[DATA LINES]
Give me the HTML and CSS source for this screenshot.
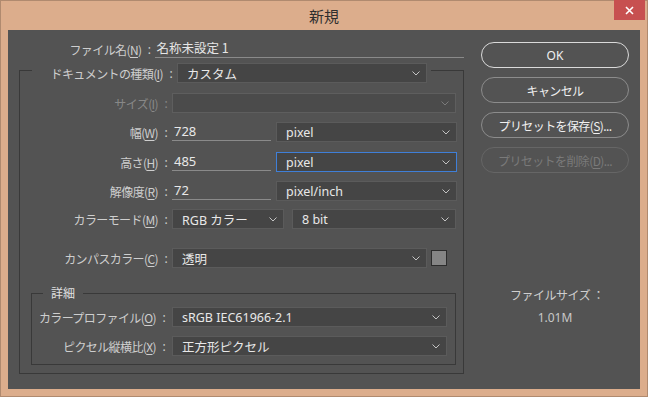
FILE: index.html
```html
<!DOCTYPE html>
<html lang="ja">
<head>
  <meta charset="UTF-8" />
  <title>新規</title>
  <link rel="stylesheet" href="styles.css">
</head>
<body>
  <div class="window">
    <div class="titlebar">
      <span></span>
      <span class="title">新規</span>
      <button class="close" type="button">
        <svg width="9" height="9" viewBox="0 0 9 9"><path d="M1 1 L8 8 M8 1 L1 8" stroke="#fff" stroke-width="1.6"/></svg>
      </button>
    </div>

    <div class="panel">
      <div class="left">
        <div class="file-row">
          <span class="lbl">ファイル名(<u>N</u>)</span>
          <span class="colon">:</span>
          <span class="file-name">名称未設定 1</span>
        </div>

        <fieldset class="group">
          <legend class="group-head">
            <span class="lbl">ドキュメントの種類(<u>I</u>)</span>
            <span class="colon">:</span>
            <span class="select w-doc">カスタム<svg class="chev" width="8" height="5" viewBox="0 0 8 5"><path d="M0.5 0.5 L4 4 L7.5 0.5" fill="none" stroke="#c4c4c4"/></svg></span>
          </legend>

          <div class="row r-size">
            <span class="lbl off">サイズ(<u>I</u>)</span>
            <span class="colon off">:</span>
            <span class="select off w-size"><svg class="chev" width="8" height="5" viewBox="0 0 8 5"><path d="M0.5 0.5 L4 4 L7.5 0.5" fill="none" stroke="#7a7a7a"/></svg></span>
          </div>

          <div class="row r-w">
            <span class="lbl">幅(<u>W</u>)</span>
            <span class="colon">:</span>
            <span class="field">728</span>
            <span class="select w-unit">pixel<svg class="chev" width="8" height="5" viewBox="0 0 8 5"><path d="M0.5 0.5 L4 4 L7.5 0.5" fill="none" stroke="#c4c4c4"/></svg></span>
          </div>

          <div class="row r-h">
            <span class="lbl">高さ(<u>H</u>)</span>
            <span class="colon">:</span>
            <span class="field">485</span>
            <span class="select focus w-unit">pixel<svg class="chev" width="8" height="5" viewBox="0 0 8 5"><path d="M0.5 0.5 L4 4 L7.5 0.5" fill="none" stroke="#c4c4c4"/></svg></span>
          </div>

          <div class="row r-res">
            <span class="lbl">解像度(<u>R</u>)</span>
            <span class="colon">:</span>
            <span class="field">72</span>
            <span class="select w-unit">pixel/inch<svg class="chev" width="8" height="5" viewBox="0 0 8 5"><path d="M0.5 0.5 L4 4 L7.5 0.5" fill="none" stroke="#c4c4c4"/></svg></span>
          </div>

          <div class="row r-mode">
            <span class="lbl">カラーモード(<u>M</u>)</span>
            <span class="colon">:</span>
            <span class="select w-mode">RGB カラー<svg class="chev" width="8" height="5" viewBox="0 0 8 5"><path d="M0.5 0.5 L4 4 L7.5 0.5" fill="none" stroke="#c4c4c4"/></svg></span>
            <span class="select w-bit">8 bit<svg class="chev" width="8" height="5" viewBox="0 0 8 5"><path d="M0.5 0.5 L4 4 L7.5 0.5" fill="none" stroke="#c4c4c4"/></svg></span>
          </div>

          <div class="row r-canvas">
            <span class="lbl">カンパスカラー(<u>C</u>)</span>
            <span class="colon">:</span>
            <span class="select w-canvas">透明<svg class="chev" width="8" height="5" viewBox="0 0 8 5"><path d="M0.5 0.5 L4 4 L7.5 0.5" fill="none" stroke="#c4c4c4"/></svg></span>
            <span class="swatch"></span>
          </div>

          <fieldset class="sub">
            <legend class="sub-head">詳細</legend>
            <div class="row r-prof">
              <span class="lbl">カラープロファイル(<u>O</u>)</span>
              <span class="colon">:</span>
              <span class="select w-adv">sRGB IEC61966-2.1<svg class="chev" width="8" height="5" viewBox="0 0 8 5"><path d="M0.5 0.5 L4 4 L7.5 0.5" fill="none" stroke="#c4c4c4"/></svg></span>
            </div>
            <div class="row r-aspect">
              <span class="lbl">ピクセル縦横比(<u>X</u>)</span>
              <span class="colon">:</span>
              <span class="select w-adv">正方形ピクセル<svg class="chev" width="8" height="5" viewBox="0 0 8 5"><path d="M0.5 0.5 L4 4 L7.5 0.5" fill="none" stroke="#c4c4c4"/></svg></span>
            </div>
          </fieldset>
        </fieldset>
      </div>

      <div class="right">
        <button class="btn default" type="button">OK</button>
        <button class="btn" type="button">キャンセル</button>
        <button class="btn" type="button">プリセットを保存(<u>S</u>)...</button>
        <button class="btn disabled" type="button">プリセットを削除(<u>D</u>)...</button>
        <div class="filesize">
          <div class="fs-label">ファイルサイズ ：</div>
          <div class="fs-value">1.01M</div>
        </div>
      </div>
    </div>
  </div>
</body>
</html>
```

FILE: styles.css
```css
* { box-sizing: border-box; }
body { margin: 0; background: #dcad8c; font-family: "Noto Sans", "Noto Sans CJK JP", sans-serif; }
u { text-underline-offset: 2px; }

.window {
  width: 648px;
  height: 397px;
  background: #dcad8c;
  border: 1px solid #b08a6f;
  display: flex;
  flex-direction: column;
}
.titlebar {
  height: 29px;
  display: grid;
  grid-template-columns: 1fr auto 1fr;
}
.title {
  font-family: "Noto Sans CJK JP", sans-serif;
  font-size: 15px;
  color: #2e2e2e;
  line-height: 30px;
}
.close {
  justify-self: end;
  align-self: start;
  width: 31px;
  height: 20px;
  margin-right: 2px;
  margin-top: -1px;
  padding: 0;
  border: none;
  background: #c75050;
  display: flex;
  align-items: center;
  justify-content: center;
}

.panel {
  margin: 0 7px 7px;
  flex: 1;
  background: #535353;
  display: flex;
  padding: 10px 0 0 11px;
  color: #cecece;
  font-size: 12px;
}
.left { width: 445px; }

.lbl {
  font-family: "Noto Sans CJK JP", sans-serif;
  text-align: right;
  letter-spacing: -0.6px;
  white-space: nowrap;
  padding-right: 2px;
}
.colon { width: 10px; text-align: center; }
.off { color: #888; }

.file-row { display: flex; align-items: center; height: 18px; }
.file-row .lbl { width: 125px; }
.file-row .colon { width: 12px; }
.file-name {
  width: 310px;
  height: 18px;
  line-height: 16px;
  padding-left: 1px;
  border-bottom: 1px solid #8a8a8a;
  color: #e6e6e6;
  font-family: "Noto Sans CJK JP", sans-serif;
  font-size: 12.5px;
}

.group {
  margin: 0;
  padding: 0 0 8px;
  border: 1px solid #393939;
  min-width: 0;
}
.group-head {
  margin-left: 12px;
  padding: 5px 4px 0 0;
  display: flex;
  align-items: center;
}
.group-head .lbl { width: 133px; }
.group-head .colon { width: 12px; }

.row { display: flex; align-items: center; height: 20px; }
.row .lbl { width: 140px; }
.row .colon { width: 12px; }
.r-size { margin-top: 10px; }
.r-w { margin-top: 9px; }
.r-h { margin-top: 10px; }
.r-res { margin-top: 9px; }
.r-mode { margin-top: 8px; }
.r-canvas { margin-top: 19px; }

.select {
  height: 20px;
  background: #454545;
  border: 1px solid #5b5b5b;
  display: flex;
  align-items: center;
  justify-content: space-between;
  padding: 0 6px 0 9px;
  color: #e8e8e8;
  font-size: 12.5px;
  white-space: nowrap;
}
.select.off { background: #4b4b4b; border-color: #5e5e5e; justify-content: flex-end; }
.select.focus { border-color: #3f7fd8; }
.chev { flex: none; }

.w-doc { width: 250px; }
.w-size { width: 284px; }
.w-unit { width: 181px; margin-left: 5px; }
.w-mode { width: 112px; }
.w-bit { width: 164px; margin-left: 8px; }
.w-canvas { width: 255px; }
.w-adv { width: 275px; }

.field {
  width: 99px;
  height: 19px;
  align-self: flex-start;
  border-bottom: 1px solid #8a8a8a;
  padding-left: 2px;
  line-height: 18px;
  color: #e8e8e8;
  font-size: 13px;
}

.swatch {
  width: 16px;
  height: 16px;
  margin-left: 4px;
  background: #858585;
  border: 1px solid #2c2c2c;
}

.sub {
  margin: 17px 7px 0 11px;
  padding: 0 0 8px;
  border: 1px solid #393939;
  min-width: 0;
}
.sub-head {
  margin-left: 11px;
  padding: 0 8px;
  font-family: "Noto Sans CJK JP", sans-serif;
  line-height: 16px;
  color: #e0e0e0;
}
.sub .row .lbl { width: 126px; }
.sub .colon { margin-right: 2px; }
.r-prof { margin-top: 6px; }
.r-aspect { margin-top: 9px; }

.right {
  margin-left: 17px;
  width: 148px;
  display: flex;
  flex-direction: column;
}
.btn {
  height: 26px;
  margin-top: 2px;
  margin-bottom: 7px;
  border-radius: 13px;
  border: 1px solid #8c8c8c;
  background: #535353;
  color: #f0f0f0;
  font-family: "Noto Sans CJK JP", sans-serif;
  font-size: 12px;
  letter-spacing: -0.6px;
  padding: 0;
}
.btn.default { border-color: #dadada; font-family: "Noto Sans", sans-serif; letter-spacing: 0; }
.btn.disabled { border-color: #666; color: #7a7a7a; }

.filesize {
  margin-top: 107px;
  text-align: center;
  font-family: "Noto Sans CJK JP", sans-serif;
  font-size: 12px;
  line-height: 16px;
}
.fs-label { color: #cfcfcf; letter-spacing: -0.5px; padding-left: 4px; }
.fs-value { margin-top: 7px; color: #c8c8c8; font-family: "Noto Sans", sans-serif; }
```
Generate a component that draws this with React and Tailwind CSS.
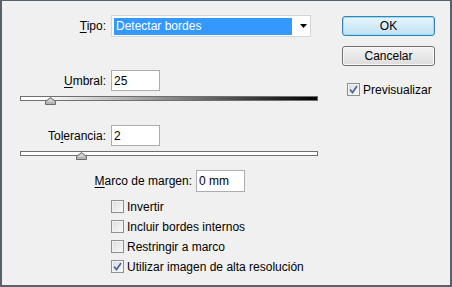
import React from "react";

const FONT = { fontFamily: '"Liberation Sans", Arial, sans-serif' };

const Check = ({ checked }) => (
  <span className="relative flex h-[13px] w-[13px] shrink-0 items-center justify-center border border-[#8e8f8f] bg-gradient-to-br from-[#dcdcdc] to-[#fbfbfb]">
    <span className="absolute inset-0 border border-[#f4f4f4]" />
    {checked && (
      <svg width="9" height="9" viewBox="0 0 9 9" className="relative">
        <path d="M1 4.5 L3.5 7.5 L8 1" fill="none" stroke="#4566a8" strokeWidth="1.7" />
      </svg>
    )}
  </span>
);

const Label = ({ width, pre, u, post }) => (
  <span className="shrink-0 text-right" style={{ width }}>
    {pre}
    <span className="underline underline-offset-[2px]">{u}</span>
    {post}
  </span>
);

const Field = ({ value, width = 49, height = 21 }) => (
  <div
    className="flex items-center border border-[#abadb3] bg-white pl-[2px] text-black"
    style={{ width, height }}
  >
    {value}
  </div>
);

const Slider = ({ gradient, pos }) => (
  <div
    className={`relative h-[5px] w-[298px] border border-[#6f6f6f] ${
      gradient
        ? "bg-[linear-gradient(to_right,#ffffff_0%,#ffffff_8%,#000000_100%)]"
        : "bg-white"
    }`}
  >
    <svg
      width="11"
      height="8"
      viewBox="0 0 11 8"
      className="absolute top-[0px]"
      style={{ left: pos - 5 }}
    >
      <path d="M5.5 0.5 L10.5 4.5 L10.5 7.5 L0.5 7.5 L0.5 4.5 Z" fill="#b4b4b4" stroke="#6b6b6b" />
      <path d="M5.5 1.8 L9.3 4.8 L1.7 4.8 Z" fill="#d6d6d6" />
    </svg>
  </div>
);

const CheckRow = ({ checked, text }) => (
  <div className="flex h-[13px] items-center gap-[3px]">
    <Check checked={checked} />
    <span className="leading-none">{text}</span>
  </div>
);

export default function App() {
  return (
    <div
      className="flex h-[287px] w-[452px] border-x-2 border-b-2 border-t border-[#59616d] bg-[#f0f0f0] text-[12px] text-black"
      style={FONT}
    >
      {/* left column */}
      <div className="flex w-[340px] flex-col pl-[18px] pt-[14px]">
        <div className="flex h-[22px] items-center gap-[5px]">
          <Label width={86} u="T" post="ipo:" />
          <div className="flex h-[22px] w-[200px] items-center border border-[#d5d5d5] bg-white px-[2px]">
            <div className="flex h-[17px] w-[178px] items-center bg-[#3399ff] pl-[2px] text-white">
              Detectar bordes
            </div>
            <svg width="7" height="4" viewBox="0 0 7 4" className="ml-[8px]">
              <path d="M0 0 H7 L3.5 4 Z" fill="#000" />
            </svg>
          </div>
        </div>

        <div className="mt-[33px] flex h-[21px] items-center gap-[5px]">
          <Label width={86} u="U" post="mbral:" />
          <Field value="25" />
        </div>
        <div className="mt-[5px]">
          <Slider gradient pos={29} />
        </div>

        <div className="mt-[24px] flex h-[21px] items-center gap-[5px]">
          <Label width={86} pre="To" u="l" post="erancia:" />
          <Field value="2" />
        </div>
        <div className="mt-[5px]">
          <Slider pos={60} />
        </div>

        <div className="mt-[14px] flex h-[22px] items-center gap-[4px]">
          <Label width={172} u="M" post="arco de margen:" />
          <Field value="0 mm" height={22} />
        </div>

        <div className="ml-[91px] mt-[8px] flex flex-col gap-[7px]">
          <CheckRow text="Invertir" />
          <CheckRow text="Incluir bordes internos" />
          <CheckRow text="Restringir a marco" />
          <CheckRow checked text="Utilizar imagen de alta resolución" />
        </div>
      </div>

      {/* right column */}
      <div className="flex flex-col pt-[15px]">
        <button className="flex h-[20px] w-[93px] items-center justify-center rounded-[3px] border border-[#3c7fb1] bg-gradient-to-b from-[#e8f5fc] to-[#bfe2f5] shadow-[inset_0_0_0_1px_#8fe2fb] text-black">
          OK
        </button>
        <button className="mt-[10px] flex h-[20px] w-[93px] items-center justify-center rounded-[3px] border border-[#707070] bg-gradient-to-b from-[#f4f4f4] to-[#dcdcdc] shadow-[inset_0_0_0_1px_#fbfbfb] text-black">
          Cancelar
        </button>
        <div className="ml-[5px] mt-[17px] flex h-[13px] items-center gap-[3px]">
          <Check checked />
          <span className="leading-none">Previsualizar</span>
        </div>
      </div>
    </div>
  );
}
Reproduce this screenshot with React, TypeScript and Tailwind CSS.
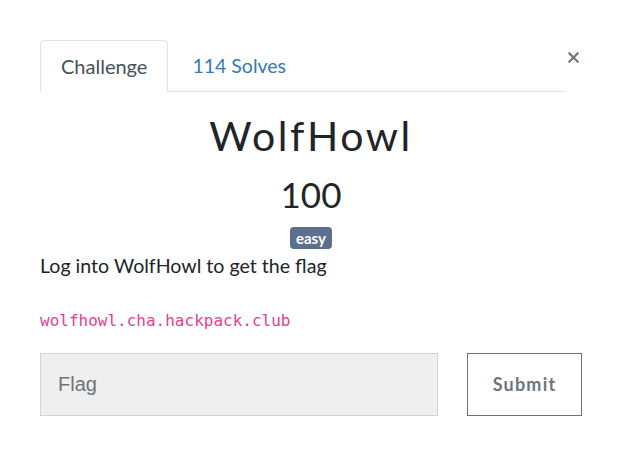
import { X } from 'lucide-react';

export default function App() {
  return (
    <div className="w-[622px] h-[476px] bg-white px-10 pt-10 font-['Lato',sans-serif] text-[#212529]">
      <div className="flex items-start">
        <div className="flex flex-1 border-b border-[#dee2e6]">
          <div className="-mb-px px-[20px] h-[52px] flex items-center border border-[#dee2e6] border-b-white rounded-t bg-white text-[20px] text-[#495057]">
            Challenge
          </div>
          <div className="px-6 h-[51px] flex items-center text-[19.5px] text-[#337ab7]">114 Solves</div>
        </div>
        <button className="w-[17px] mt-[8px] flex justify-end text-[#6c757d]">
          <X size={19} strokeWidth={3} />
        </button>
      </div>

      <div className="flex flex-col items-center">
        <h1 className="mt-[20px] text-[41px] font-normal tracking-[2.6px] leading-[48px]">WolfHowl</h1>
        <div className="mt-[13px] text-[35px] font-normal leading-[42px]">100</div>
        <span className="mt-[12px] px-[6px] h-[22px] flex items-center rounded bg-[#5c6f8e] text-white text-[15px] font-bold">
          easy
        </span>
      </div>

      <p className="mt-[5px] text-[19.6px] leading-[24px]">Log into WolfHowl to get the flag</p>
      <p className="mt-[31px] font-['DejaVu_Sans_Mono',monospace] text-[16px] leading-[24px] text-[#e83e8c]">
        wolfhowl.cha.hackpack.club
      </p>

      <div className="mt-[20px] flex items-center">
        <input
          placeholder="Flag"
          className="w-[398px] h-[63px] px-[17px] bg-[#efefef] border border-[#ced4da] text-[20px] font-['Liberation_Sans',sans-serif] placeholder:text-[#6c757d] outline-none"
        />
        <button className="ml-auto w-[115px] h-[63px] border border-[#6c757d] text-[#6c757d] text-[18px] font-bold tracking-[1.2px]">
          Submit
        </button>
      </div>
    </div>
  );
}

[INSTRUCTION]
The answer must consist solely of the number of lines in the entries that contain the word "this".

[EXERCISE RESULT]
3